Zwłaszcza że Rex, czyli ich ofiara, nieźle namiesza trójce przyjaciół w głowach. I tutaj warto wspomnieć co nieco o aktorach. Każdy miłośnik komedii wie, że trójca Jason Bateman, Charlie Day oraz Jason Sudeikis to komicy z wyższej półki, co jeszcze bardziej podkreślają scenki przy napisach końcowych. W tej części „Szefowie wrogowie” kolejny raz pokazali, że aktorstwo nie jest im obce, a rozśmieszanie mają we krwi. Do ekipy dołączył jednak Chris Pine, który wprawdzie pojawił się już w kilku komediach, jednak zazwyczaj były to filmy romantyczne, jak choćby „Pamiętnik księżniczki 2” czy „Całe szczęście”, gdzie liczył się przede wszystkim wygląd, nie talent. W „Szefowie wrogowie 2” aktor pokazuje swoje nowe oblicze. Gra rozpuszczonego, bogatego chłopaczka, który ma, delikatnie mówiąc, nierówno pod sufitem. Owszem, jego postać została mocno przerysowana, jednak to wszystko było dokładnie zaplanowanym procesem. Wprawdzie Pine’owi daleko do komicznego kunsztu wymienionej wyżej trójcy, jednak widać, że połknął komediowy bakcyl i gra nieprzewidywalnego bogacza wyszła mu całkiem przyzwoicie.
Gwiazdą filmu okazała się jednak… Katy Perry. A dokładniej jej piosenka „Roar”, która towarzyszyła bohaterom w trudach ich codzienności. Ścieżka dźwiękowa jest chwytliwa, pasuje do opowiadanej historii i, co również ma wpływ na odbiór dzieła, wywołuje u widza ataki śmiechu.

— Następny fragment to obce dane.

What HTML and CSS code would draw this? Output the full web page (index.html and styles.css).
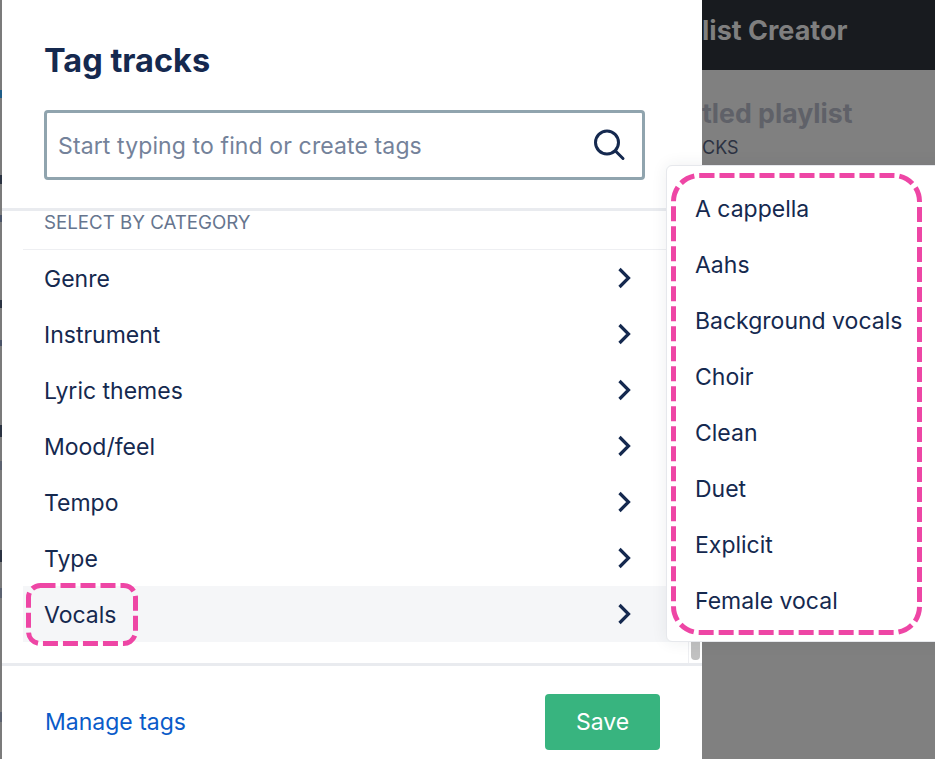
FILE: index.html
```html
<!DOCTYPE html>
<html lang="en">
<head>
<meta charset="utf-8">
<title>Tag tracks</title>
<link rel="stylesheet" href="styles.css">
</head>
<body>
<div class="page">
  <div class="edge"></div>
  <section class="panel">
    <header class="panel-head">
      <h1 class="title">Tag tracks</h1>
      <div class="search">
        <span class="placeholder">Start typing to find or create tags</span>
        <svg class="search-icon" width="34" height="34" viewBox="0 0 34 34"><circle cx="15" cy="14.5" r="11.5" fill="none" stroke="#15294f" stroke-width="3"/><path d="M23.5 23l7.500 7.500" fill="none" stroke="#15294f" stroke-width="3" stroke-linecap="round"/></svg>
      </div>
    </header>
    <div class="body">
      <div class="list">
        <div class="list-label">SELECT BY CATEGORY</div>
        <ul class="rows">
          <li class="row"><span class="row-text">Genre</span><svg class="chev" width="14" height="22" viewBox="0 0 14 22"><path d="M2.500 2l9 9-9 9" fill="none" stroke="#15294f" stroke-width="3.200"/></svg></li>
          <li class="row"><span class="row-text">Instrument</span><svg class="chev" width="14" height="22" viewBox="0 0 14 22"><path d="M2.500 2l9 9-9 9" fill="none" stroke="#15294f" stroke-width="3.200"/></svg></li>
          <li class="row"><span class="row-text">Lyric themes</span><svg class="chev" width="14" height="22" viewBox="0 0 14 22"><path d="M2.500 2l9 9-9 9" fill="none" stroke="#15294f" stroke-width="3.200"/></svg></li>
          <li class="row"><span class="row-text">Mood/feel</span><svg class="chev" width="14" height="22" viewBox="0 0 14 22"><path d="M2.500 2l9 9-9 9" fill="none" stroke="#15294f" stroke-width="3.200"/></svg></li>
          <li class="row"><span class="row-text">Tempo</span><svg class="chev" width="14" height="22" viewBox="0 0 14 22"><path d="M2.500 2l9 9-9 9" fill="none" stroke="#15294f" stroke-width="3.200"/></svg></li>
          <li class="row"><span class="row-text">Type</span><svg class="chev" width="14" height="22" viewBox="0 0 14 22"><path d="M2.500 2l9 9-9 9" fill="none" stroke="#15294f" stroke-width="3.200"/></svg></li>
          <li class="row row-active"><span class="row-text">Vocals</span><svg class="chev" width="14" height="22" viewBox="0 0 14 22"><path d="M2.500 2l9 9-9 9" fill="none" stroke="#15294f" stroke-width="3.200"/></svg></li>
        </ul>
      </div>
      <div class="scrollbar"><div class="thumb"></div></div>
    </div>
    <footer class="panel-foot">
      <a class="manage" href="#">Manage tags</a>
      <button class="save" type="button">Save</button>
    </footer>
  </section>
  <main class="behind">
    <div class="behind-bar"><span class="bar-title">list Creator</span></div>
    <div class="behind-body">
      <div class="playlist-name">tled playlist</div>
      <div class="playlist-count">CKS</div>
    </div>
  </main>
  <ul class="flyout">
    <li>A cappella</li>
    <li>Aahs</li>
    <li>Background vocals</li>
    <li>Choir</li>
    <li>Clean</li>
    <li>Duet</li>
    <li>Explicit</li>
    <li>Female vocal</li>
  </ul>
  <svg class="mark mark-flyout" width="251" height="462" viewBox="0 0 251 462"><rect x="2.500" y="2.500" width="246" height="457" rx="26" fill="none" stroke="#ee46a5" stroke-width="5" stroke-dasharray="15 5"/></svg>
  <svg class="mark mark-vocals" width="112" height="63" viewBox="0 0 112 63"><rect x="2.500" y="2.500" width="107" height="58" rx="12" fill="none" stroke="#ee46a5" stroke-width="5" stroke-dasharray="15 5"/></svg>
</div>
</body>
</html>
```
FILE: styles.css
```css
* { box-sizing: border-box; }
html, body { margin: 0; padding: 0; }
body { font-family: "Inter", "Liberation Sans", sans-serif; color: #15294f; background: #808080; }
.page { position: relative; display: flex; width: 935px; height: 759px; overflow: hidden; }
.edge { width: 2px; flex: none; background:
  linear-gradient(to bottom,
    #7b7b7b 0 90px, #1f5d87 90px 98px, #7b7b7b 98px 175px, #2b3342 175px 184px,
    #7b7b7b 184px 215px, #4a5468 215px 222px, #7b7b7b 222px 300px, #2b3342 300px 308px,
    #7b7b7b 308px 340px, #4a5468 340px 346px, #7b7b7b 346px 425px, #2b3342 425px 437px,
    #7b7b7b 437px 461px, #5c6270 461px 470px, #7b7b7b 470px 550px, #2b3342 550px 562px,
    #7b7b7b 562px 588px, #5c6270 588px 598px, #7b7b7b 598px 712px, #5c6270 712px 722px, #7b7b7b 722px); }
.panel { width: 700px; flex: none; display: flex; flex-direction: column; background: #fff; }
.panel-head { height: 208px; padding: 39px 43px 0 42px; flex: none; }
.title { margin: 0; font-size: 32.500px; line-height: 44px; font-weight: 700; color: #15294f; }
.search { margin-top: 27px; width: 601px; height: 70px; border: 3px solid #90a4ae; border-radius: 4px; display: flex; align-items: center; justify-content: space-between; padding: 0 15px 0 11px; }
.placeholder { font-size: 23px; letter-spacing: 0.12px; color: #74829a; padding-top: 2px; }
.search-icon { display: block; margin-right: 1px; }
.body { flex: none; height: 458px; display: flex; border-top: 3px solid #e9ebef; border-bottom: 3px solid #e9ebef; }
.list { width: 686px; flex: none; padding-left: 21px; }
.list-label { height: 39px; padding: 0 0 0 21px; border-bottom: 1px solid #eeeff2; font-size: 18.700px; line-height: 24px; color: #66758e; }
.rows { list-style: none; margin: 0; padding: 0; }
.row { height: 56px; display: flex; align-items: center; justify-content: space-between; padding: 0 57px 0 21px; font-size: 23px; }
.row-text { padding-top: 2px; }
.row-active { background: #f5f6f8; }
.chev { display: block; }
.scrollbar { width: 14px; flex: none; border-left: 1px solid #eeeff2; display: flex; flex-direction: column; justify-content: flex-end; padding: 0 2px 3px 2px; }
.thumb { height: 22px; background: #c1c1c1; border-radius: 4px; }
.panel-foot { flex: 1; display: flex; align-items: center; justify-content: space-between; padding: 18px 42px 0 43px; }
.manage { font-size: 23px; color: #0a5bc9; text-decoration: none; }
.save { width: 115px; height: 56px; border: 0; border-radius: 4px; background: #38b47f; color: #fff; font: inherit; font-size: 23px; }
.behind { flex: 1; display: flex; flex-direction: column; overflow: hidden; }
.behind-bar { height: 70px; background: #181b1f; display: flex; align-items: center; flex: none; padding-bottom: 9px; }
.bar-title { font-size: 27px; font-weight: 700; color: #7f7f7f; white-space: nowrap; }
.behind-body { flex: 1; background: #808080; padding-top: 24px; }
.playlist-name { font-size: 26.700px; line-height: 38px; font-weight: 700; color: #5f6168; white-space: nowrap; }
.playlist-count { font-size: 18px; line-height: 30px; color: #2c3242; padding-top: 1px; }
.flyout { position: absolute; left: 666px; top: 165px; width: 290px; height: 477px; margin: 0; padding: 15px 0 0 28px; list-style: none; background: #fff; border: 1px solid #e6e8ec; border-radius: 6px; box-shadow: 0 0 16px rgba(40, 50, 70, 0.08); font-size: 23px; }
.flyout li { height: 56px; line-height: 56px; white-space: nowrap; }
.mark { position: absolute; display: block; }
.mark-flyout { left: 671px; top: 173px; }
.mark-vocals { left: 26px; top: 583px; }
```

„Szefowie wrogowie 2” to lekka komedyjka idealna na smętne jesienne dni. Dobre aktorstwo, zabawne scenki i dialogi, do tego nietuzinkowa historia. Wprawdzie pierwsza część była nieco ciekawsza, zwłaszcza gdy spojrzymy na wszystko pod kątem tytułu, tak rzeczywiście szefowie okazali się wrogami, jednak w drugiej odsłonie, mimo odejścia od pierwotnego toru historii o okrutnych pracodawcach, nie można zarzucić nijakości. Komedia ma dostarczyć okazji do pośmiania się i ta misja zostaje spełniona.